Herança e continuidade
As ferramentas que moldaram as imagens de fé barrocas não são apenas relíquias do passado, mas continuam a desempenhar um papel essencial no trabalho de escultores contemporâneos e na preservação do patrimônio cultural. A herança do barroco transcende gerações, mantendo viva a técnica e a arte de criar figuras sacras que inspiram e emocionam.
Ferramentas tradicionais ainda usadas por escultores contemporâneos
Embora a tecnologia tenha avançado consideravelmente, muitas ferramentas tradicionais continuam sendo parte do processo criativo de escultores contemporâneos que se dedicam à arte sacra. O uso de formões, goivas, facas e martelos de madeira ainda é fundamental para a modelagem da madeira, assim como no período barroco. Além disso, o processo de policromia com pigmentos naturais e o douramento a ouro fino ainda são práticas valorizadas, que exigem habilidade manual e paciência para criar detalhes de realismo e impacto visual. Muitos escultores de hoje preservam essas técnicas, garantindo que a tradição barroca seja mantida e renovada.

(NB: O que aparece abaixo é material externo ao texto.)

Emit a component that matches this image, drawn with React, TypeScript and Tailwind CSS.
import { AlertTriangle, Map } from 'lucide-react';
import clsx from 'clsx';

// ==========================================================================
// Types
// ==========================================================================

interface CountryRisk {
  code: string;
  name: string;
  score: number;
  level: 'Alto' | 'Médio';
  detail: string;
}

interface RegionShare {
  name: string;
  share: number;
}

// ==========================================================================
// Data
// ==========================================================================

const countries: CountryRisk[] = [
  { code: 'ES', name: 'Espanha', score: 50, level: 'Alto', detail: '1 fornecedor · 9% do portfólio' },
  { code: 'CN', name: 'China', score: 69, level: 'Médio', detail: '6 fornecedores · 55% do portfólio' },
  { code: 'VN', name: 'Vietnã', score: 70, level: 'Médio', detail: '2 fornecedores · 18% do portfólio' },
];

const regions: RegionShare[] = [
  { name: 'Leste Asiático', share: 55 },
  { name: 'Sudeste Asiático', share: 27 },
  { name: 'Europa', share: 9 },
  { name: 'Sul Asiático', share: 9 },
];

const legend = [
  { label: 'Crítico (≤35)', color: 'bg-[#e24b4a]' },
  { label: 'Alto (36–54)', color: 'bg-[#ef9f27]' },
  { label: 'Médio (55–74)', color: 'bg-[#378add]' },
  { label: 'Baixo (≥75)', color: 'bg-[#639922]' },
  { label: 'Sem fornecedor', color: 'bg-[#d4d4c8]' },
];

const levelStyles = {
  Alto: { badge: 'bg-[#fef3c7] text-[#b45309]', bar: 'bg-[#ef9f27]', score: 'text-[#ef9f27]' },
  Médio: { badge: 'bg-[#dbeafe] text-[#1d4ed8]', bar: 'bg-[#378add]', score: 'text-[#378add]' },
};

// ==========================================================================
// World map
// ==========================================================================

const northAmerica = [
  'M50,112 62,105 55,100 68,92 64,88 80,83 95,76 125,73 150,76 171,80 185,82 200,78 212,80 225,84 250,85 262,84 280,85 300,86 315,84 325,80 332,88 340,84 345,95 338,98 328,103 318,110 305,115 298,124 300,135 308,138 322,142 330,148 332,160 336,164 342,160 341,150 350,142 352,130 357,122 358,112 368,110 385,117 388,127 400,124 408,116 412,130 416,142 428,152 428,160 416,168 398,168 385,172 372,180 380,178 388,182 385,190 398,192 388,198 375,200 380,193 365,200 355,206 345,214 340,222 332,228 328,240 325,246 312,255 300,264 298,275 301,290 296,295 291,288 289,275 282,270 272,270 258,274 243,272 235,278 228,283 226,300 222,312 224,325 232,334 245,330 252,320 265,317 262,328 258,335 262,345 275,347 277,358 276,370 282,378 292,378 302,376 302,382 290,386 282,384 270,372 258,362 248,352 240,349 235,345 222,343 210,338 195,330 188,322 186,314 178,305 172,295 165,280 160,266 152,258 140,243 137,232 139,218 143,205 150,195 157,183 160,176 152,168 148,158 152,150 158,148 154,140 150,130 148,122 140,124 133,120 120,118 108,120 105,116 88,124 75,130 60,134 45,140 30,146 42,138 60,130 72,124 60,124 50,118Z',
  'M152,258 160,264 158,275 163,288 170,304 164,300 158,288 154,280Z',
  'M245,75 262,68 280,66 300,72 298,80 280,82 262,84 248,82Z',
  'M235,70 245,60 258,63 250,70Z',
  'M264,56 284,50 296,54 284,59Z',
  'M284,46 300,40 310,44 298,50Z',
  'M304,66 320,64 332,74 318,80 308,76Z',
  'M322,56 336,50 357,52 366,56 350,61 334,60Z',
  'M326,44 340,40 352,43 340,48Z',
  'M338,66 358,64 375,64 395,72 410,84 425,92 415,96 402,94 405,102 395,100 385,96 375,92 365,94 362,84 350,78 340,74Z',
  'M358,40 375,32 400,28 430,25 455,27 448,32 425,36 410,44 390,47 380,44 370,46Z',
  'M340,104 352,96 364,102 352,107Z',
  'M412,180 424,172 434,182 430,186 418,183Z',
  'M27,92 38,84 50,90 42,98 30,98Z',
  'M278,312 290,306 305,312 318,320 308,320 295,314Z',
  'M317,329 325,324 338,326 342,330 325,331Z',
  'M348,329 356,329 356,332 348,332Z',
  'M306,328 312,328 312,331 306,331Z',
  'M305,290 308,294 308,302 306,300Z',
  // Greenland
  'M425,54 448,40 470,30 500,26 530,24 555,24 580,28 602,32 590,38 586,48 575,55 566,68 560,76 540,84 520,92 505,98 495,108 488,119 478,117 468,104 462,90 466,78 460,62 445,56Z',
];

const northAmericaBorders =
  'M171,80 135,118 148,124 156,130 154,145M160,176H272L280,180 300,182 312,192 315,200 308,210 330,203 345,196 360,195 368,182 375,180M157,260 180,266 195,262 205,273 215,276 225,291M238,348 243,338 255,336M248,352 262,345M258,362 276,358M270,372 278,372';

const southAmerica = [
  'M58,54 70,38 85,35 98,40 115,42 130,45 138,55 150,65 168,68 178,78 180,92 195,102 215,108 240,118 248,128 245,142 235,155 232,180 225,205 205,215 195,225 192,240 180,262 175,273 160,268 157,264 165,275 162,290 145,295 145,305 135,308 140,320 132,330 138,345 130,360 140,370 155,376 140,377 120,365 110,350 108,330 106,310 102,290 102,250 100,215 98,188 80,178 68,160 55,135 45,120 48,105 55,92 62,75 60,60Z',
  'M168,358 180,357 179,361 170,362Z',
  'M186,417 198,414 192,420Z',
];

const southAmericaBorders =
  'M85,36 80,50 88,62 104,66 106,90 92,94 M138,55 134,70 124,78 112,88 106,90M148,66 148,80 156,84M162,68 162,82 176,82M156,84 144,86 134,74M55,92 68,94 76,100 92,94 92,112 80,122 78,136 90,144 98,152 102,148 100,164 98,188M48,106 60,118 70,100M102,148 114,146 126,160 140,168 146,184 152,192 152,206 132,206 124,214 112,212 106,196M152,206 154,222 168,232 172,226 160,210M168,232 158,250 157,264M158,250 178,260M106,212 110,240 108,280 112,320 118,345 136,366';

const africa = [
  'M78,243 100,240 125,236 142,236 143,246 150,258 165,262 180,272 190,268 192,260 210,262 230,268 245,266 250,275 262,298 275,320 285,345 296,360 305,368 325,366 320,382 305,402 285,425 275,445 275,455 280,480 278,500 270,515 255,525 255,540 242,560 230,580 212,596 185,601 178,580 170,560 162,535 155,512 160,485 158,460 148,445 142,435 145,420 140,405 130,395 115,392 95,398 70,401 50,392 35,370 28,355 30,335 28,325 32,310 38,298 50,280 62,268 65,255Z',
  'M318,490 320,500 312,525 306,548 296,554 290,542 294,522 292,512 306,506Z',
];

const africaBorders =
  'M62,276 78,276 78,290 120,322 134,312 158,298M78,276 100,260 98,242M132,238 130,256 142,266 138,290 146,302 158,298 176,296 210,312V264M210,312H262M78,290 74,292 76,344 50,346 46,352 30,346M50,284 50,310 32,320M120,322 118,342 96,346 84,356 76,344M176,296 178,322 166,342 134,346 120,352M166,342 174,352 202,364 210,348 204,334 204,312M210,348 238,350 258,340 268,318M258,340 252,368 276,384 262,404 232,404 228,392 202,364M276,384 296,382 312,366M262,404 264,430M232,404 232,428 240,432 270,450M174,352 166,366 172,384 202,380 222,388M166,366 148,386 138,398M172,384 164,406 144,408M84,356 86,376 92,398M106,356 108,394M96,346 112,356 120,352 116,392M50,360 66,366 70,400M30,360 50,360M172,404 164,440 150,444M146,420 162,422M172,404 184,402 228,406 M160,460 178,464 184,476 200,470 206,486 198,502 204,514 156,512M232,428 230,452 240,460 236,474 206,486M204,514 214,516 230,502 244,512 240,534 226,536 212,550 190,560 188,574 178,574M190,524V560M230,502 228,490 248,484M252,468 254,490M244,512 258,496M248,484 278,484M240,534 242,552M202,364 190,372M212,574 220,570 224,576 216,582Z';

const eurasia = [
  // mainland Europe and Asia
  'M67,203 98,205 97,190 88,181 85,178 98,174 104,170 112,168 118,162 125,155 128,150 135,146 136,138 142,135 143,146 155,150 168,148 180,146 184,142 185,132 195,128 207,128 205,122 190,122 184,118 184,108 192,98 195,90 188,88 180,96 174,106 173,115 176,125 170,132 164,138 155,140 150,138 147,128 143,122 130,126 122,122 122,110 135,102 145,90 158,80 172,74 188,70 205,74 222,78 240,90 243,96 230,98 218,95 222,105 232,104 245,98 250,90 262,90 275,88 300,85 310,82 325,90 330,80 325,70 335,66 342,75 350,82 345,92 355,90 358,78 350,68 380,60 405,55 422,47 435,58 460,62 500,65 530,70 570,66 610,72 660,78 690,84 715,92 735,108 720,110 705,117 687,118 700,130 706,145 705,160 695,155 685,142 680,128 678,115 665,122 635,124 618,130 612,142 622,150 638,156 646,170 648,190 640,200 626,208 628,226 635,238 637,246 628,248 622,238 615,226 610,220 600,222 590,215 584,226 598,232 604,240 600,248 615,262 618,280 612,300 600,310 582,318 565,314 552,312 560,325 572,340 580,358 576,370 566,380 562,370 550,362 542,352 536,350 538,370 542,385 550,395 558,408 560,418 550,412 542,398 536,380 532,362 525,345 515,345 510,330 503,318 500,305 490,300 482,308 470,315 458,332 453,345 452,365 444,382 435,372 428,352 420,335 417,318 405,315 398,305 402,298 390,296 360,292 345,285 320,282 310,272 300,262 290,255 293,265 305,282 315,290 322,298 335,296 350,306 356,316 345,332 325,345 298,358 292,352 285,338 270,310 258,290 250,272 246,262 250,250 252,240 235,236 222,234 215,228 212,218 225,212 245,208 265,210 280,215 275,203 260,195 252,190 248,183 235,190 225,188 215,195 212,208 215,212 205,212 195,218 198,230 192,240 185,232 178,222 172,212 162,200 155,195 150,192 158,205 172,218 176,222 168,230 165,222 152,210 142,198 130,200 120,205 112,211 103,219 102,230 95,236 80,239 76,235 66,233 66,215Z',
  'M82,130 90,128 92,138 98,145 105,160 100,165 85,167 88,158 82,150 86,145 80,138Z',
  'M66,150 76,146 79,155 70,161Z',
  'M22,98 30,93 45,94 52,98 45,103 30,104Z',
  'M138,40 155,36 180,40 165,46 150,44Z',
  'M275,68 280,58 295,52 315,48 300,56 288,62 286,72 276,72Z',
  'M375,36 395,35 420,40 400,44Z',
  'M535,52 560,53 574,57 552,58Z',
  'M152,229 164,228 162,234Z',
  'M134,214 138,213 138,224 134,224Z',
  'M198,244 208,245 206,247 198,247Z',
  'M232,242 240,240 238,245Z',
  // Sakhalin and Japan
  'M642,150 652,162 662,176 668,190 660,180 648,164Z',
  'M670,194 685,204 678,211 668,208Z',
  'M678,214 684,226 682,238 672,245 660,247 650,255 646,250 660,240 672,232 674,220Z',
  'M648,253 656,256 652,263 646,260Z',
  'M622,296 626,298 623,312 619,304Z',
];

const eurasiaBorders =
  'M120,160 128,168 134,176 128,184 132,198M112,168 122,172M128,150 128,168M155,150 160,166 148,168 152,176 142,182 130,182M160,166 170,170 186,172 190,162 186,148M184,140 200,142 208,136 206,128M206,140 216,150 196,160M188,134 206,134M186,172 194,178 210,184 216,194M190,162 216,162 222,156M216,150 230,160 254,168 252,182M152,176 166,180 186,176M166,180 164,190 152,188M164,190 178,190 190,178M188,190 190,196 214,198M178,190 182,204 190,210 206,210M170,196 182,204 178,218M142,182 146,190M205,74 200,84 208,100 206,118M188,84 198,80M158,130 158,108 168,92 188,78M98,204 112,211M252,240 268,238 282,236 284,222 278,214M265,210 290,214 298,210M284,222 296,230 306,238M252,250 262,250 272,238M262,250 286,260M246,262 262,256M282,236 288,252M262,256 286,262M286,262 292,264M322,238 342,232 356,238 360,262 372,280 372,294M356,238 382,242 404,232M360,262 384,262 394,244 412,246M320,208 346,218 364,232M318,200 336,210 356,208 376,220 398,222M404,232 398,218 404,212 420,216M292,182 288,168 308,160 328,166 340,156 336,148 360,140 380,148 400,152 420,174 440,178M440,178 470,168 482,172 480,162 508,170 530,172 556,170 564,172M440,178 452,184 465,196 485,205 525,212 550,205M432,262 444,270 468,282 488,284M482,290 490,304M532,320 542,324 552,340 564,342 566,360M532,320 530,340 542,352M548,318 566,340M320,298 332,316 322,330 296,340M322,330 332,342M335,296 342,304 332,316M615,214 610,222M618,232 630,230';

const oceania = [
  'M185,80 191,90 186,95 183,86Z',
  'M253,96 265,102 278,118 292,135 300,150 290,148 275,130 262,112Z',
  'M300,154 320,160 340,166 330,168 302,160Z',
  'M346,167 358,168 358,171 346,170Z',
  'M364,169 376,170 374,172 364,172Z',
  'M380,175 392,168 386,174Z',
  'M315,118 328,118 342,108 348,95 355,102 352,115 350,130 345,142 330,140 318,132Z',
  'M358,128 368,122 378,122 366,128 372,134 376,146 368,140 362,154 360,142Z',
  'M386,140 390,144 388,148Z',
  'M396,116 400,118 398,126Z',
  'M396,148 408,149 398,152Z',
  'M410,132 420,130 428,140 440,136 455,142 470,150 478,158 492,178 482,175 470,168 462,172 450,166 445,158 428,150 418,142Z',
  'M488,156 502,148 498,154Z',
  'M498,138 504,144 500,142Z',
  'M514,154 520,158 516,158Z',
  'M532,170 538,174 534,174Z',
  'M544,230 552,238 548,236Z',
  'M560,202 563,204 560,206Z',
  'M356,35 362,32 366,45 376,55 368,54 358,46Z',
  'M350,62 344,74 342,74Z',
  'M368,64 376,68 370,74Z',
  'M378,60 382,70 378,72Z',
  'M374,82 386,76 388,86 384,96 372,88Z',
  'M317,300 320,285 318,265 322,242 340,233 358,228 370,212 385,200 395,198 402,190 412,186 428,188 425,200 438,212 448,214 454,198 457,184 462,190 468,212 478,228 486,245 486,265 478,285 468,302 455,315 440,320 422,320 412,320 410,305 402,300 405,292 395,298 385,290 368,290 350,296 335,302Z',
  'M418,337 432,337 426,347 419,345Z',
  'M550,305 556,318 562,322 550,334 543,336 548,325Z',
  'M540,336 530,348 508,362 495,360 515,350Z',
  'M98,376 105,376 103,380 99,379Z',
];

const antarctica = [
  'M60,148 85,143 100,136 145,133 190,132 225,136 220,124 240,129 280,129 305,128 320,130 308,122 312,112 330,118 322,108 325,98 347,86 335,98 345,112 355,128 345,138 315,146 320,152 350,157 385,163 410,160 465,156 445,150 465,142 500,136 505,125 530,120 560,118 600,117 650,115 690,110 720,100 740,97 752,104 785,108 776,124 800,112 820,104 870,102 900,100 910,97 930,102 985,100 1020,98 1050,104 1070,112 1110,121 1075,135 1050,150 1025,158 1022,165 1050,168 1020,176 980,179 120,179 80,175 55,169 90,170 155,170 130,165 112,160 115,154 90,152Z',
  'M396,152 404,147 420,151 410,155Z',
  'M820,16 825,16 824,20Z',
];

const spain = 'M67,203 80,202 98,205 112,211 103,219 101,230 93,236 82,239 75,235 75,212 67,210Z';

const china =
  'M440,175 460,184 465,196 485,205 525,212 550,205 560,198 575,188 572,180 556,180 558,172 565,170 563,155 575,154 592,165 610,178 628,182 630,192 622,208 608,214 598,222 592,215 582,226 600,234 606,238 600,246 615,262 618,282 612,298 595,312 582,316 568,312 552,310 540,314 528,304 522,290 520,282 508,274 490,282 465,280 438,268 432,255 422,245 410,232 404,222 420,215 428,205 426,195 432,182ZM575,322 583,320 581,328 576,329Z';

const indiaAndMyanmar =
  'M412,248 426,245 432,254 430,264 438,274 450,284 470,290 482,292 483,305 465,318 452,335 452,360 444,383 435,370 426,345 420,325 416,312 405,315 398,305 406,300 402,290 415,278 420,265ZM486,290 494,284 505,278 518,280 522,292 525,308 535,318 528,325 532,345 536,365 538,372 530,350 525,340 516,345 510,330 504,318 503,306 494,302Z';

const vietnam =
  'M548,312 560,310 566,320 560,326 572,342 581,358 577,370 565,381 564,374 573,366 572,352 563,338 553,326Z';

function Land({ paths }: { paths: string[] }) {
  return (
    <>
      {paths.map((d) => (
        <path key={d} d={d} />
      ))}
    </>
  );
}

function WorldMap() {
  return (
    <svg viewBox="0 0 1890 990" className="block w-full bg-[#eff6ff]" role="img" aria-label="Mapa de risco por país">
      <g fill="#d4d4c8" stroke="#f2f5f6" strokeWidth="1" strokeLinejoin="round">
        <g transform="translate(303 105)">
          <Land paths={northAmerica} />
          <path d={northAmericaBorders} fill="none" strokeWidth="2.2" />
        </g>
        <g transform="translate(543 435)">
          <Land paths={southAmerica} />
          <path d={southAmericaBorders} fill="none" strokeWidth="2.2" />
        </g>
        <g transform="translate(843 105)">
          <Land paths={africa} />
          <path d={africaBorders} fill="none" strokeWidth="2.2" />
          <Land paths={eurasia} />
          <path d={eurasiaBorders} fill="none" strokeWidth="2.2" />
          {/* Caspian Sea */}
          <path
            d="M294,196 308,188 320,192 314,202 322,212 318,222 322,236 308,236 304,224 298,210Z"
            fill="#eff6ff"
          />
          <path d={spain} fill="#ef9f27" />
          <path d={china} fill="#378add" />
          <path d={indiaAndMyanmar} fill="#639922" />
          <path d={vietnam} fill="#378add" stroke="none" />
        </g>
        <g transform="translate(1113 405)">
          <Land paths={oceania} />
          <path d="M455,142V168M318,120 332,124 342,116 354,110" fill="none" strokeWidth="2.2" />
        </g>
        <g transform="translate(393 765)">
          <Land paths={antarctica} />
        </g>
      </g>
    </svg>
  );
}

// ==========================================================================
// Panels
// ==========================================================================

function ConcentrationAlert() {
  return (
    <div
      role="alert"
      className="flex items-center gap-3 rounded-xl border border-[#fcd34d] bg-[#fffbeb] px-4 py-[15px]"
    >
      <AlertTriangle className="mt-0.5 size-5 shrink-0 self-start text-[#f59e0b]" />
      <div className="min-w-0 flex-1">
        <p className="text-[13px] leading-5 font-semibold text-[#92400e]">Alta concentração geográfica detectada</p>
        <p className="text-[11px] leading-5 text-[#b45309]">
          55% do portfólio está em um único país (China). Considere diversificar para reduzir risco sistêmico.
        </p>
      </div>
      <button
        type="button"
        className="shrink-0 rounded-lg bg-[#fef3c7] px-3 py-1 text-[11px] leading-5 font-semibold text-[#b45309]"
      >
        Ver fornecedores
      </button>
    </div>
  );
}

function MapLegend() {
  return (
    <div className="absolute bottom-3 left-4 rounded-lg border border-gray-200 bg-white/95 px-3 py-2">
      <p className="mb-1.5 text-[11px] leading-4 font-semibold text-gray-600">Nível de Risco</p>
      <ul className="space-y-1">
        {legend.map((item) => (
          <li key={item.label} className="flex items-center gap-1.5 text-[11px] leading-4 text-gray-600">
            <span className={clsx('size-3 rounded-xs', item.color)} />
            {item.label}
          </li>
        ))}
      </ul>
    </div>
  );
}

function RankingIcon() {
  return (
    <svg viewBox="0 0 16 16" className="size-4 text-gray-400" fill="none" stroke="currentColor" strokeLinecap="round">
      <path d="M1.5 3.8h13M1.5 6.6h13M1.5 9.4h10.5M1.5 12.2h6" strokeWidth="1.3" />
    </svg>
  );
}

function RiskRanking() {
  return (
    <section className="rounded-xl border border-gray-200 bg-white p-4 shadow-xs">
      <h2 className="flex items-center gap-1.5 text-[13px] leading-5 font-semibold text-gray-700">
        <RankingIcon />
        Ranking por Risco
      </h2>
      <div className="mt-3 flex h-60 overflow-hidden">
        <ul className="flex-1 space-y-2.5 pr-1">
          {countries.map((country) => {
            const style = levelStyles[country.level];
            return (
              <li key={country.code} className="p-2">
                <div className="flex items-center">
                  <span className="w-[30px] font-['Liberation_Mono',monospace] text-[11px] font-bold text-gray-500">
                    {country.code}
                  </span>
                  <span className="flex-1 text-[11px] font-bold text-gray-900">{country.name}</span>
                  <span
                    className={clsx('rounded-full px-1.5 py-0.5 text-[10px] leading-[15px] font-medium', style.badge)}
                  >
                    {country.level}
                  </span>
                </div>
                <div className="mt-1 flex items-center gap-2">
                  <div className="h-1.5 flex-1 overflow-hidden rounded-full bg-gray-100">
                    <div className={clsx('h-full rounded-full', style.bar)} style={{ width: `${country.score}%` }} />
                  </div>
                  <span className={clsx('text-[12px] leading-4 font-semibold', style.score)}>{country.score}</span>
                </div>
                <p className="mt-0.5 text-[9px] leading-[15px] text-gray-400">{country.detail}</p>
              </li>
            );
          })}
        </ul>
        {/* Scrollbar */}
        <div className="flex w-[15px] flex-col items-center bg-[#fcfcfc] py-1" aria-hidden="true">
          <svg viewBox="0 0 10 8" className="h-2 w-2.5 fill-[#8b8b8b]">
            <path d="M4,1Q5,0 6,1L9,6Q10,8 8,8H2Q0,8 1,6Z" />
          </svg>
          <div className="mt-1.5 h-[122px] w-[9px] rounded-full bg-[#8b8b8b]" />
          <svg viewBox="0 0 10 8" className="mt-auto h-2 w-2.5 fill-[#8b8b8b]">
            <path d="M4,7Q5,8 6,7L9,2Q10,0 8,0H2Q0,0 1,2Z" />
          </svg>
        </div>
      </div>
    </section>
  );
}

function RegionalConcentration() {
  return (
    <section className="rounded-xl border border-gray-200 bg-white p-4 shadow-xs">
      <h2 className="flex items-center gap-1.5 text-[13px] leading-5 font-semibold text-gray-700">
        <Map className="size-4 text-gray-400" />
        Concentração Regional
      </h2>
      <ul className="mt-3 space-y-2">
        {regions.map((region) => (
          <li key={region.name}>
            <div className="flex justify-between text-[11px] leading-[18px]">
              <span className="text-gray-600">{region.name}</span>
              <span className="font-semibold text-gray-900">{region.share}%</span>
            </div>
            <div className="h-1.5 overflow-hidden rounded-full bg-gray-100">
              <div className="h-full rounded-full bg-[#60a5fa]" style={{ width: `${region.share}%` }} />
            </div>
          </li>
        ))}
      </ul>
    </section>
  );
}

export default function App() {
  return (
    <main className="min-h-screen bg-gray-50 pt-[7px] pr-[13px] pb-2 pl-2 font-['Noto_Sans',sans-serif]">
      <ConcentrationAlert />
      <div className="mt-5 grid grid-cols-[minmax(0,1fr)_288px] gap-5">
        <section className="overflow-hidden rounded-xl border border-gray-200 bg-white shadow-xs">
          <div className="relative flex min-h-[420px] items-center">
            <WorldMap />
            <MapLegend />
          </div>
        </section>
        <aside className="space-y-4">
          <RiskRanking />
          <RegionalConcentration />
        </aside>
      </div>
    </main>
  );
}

Restauração de imagens barrocas com técnicas e instrumentos originais
A restauração de obras barrocas é outro campo em que as ferramentas e técnicas tradicionais continuam sendo indispensáveis. Especialistas em conservação e restauradores de arte sacra utilizam ferramentas históricas para devolver às imagens sacras seu brilho original. Ao restaurar peças como esculturas e retábulos, os profissionais preservam a autenticidade da obra, trabalhando com as mesmas técnicas de douramento, policromia e estofamento usadas pelos mestres barrocos. O uso de materiais e métodos originais não só mantém a integridade das esculturas, mas também garante que a mensagem religiosa que elas transmitem seja preservada para as futuras gerações.
Preservação do saber-fazer como patrimônio cultural imaterial
Além da preservação das próprias obras de arte, o saber-fazer dos artesãos barrocos é considerado um patrimônio cultural imaterial. O conhecimento tradicional transmitido de mestre para aprendiz ao longo dos séculos continua a ser uma prática valorizada, tanto em oficinas de arte sacra quanto nas escolas de conservação. A preservação das técnicas de escultura barroca é um esforço contínuo para garantir que as futuras gerações de artistas possam entender e aplicar os métodos que foram essenciais para a criação de algumas das obras mais notáveis da história da arte religiosa.
Conclusão
Ao longo deste artigo, exploramos como as ferramentas do escultor barroco eram mais do que simples instrumentos de trabalho. Elas se tornavam extensões da mão e da fé do artista, permitindo que ele moldasse o sagrado em madeira, pedra e outros materiais. Cada formão, goiva e martelo não apenas ajudava a dar forma física à escultura, mas também expressava a visão espiritual e religiosa de quem a criava. A arte barroca era, essencialmente, uma fusão de técnica e devoção, em que a ferramenta se tornava a mão de Deus no processo criativo.
Por trás das imagens sacras que ainda hoje emocionam e inspiram, há um mundo invisível de tradição artesanal e habilidade manual. Cada escultura barroca, com seu realismo impactante e detalhes meticulosamente trabalhados, carrega consigo séculos de técnica refinada e de uma visão de fé que transcende o tempo. O brilho dourado, a pele viva esculpida com precisão e os detalhes da expressão não são meros adornos; são manifestações de um profundo sentimento religioso que, através da arte, comunica a presença do divino.
Este é um convite para que, ao visitar igrejas históricas e museus, possamos olhar para as imagens sacras com novos olhos. Não apenas admirando a beleza visível, mas também valorizando o trabalho artesanal e as ferramentas que tornaram possível essa obra divina. O esforço e a dedicação dos artistas barrocos não devem ser esquecidos; ao contrário, devem ser celebrados, pois cada escultura é uma pontuação silenciosa de fé que continua a tocar nossos corações até hoje.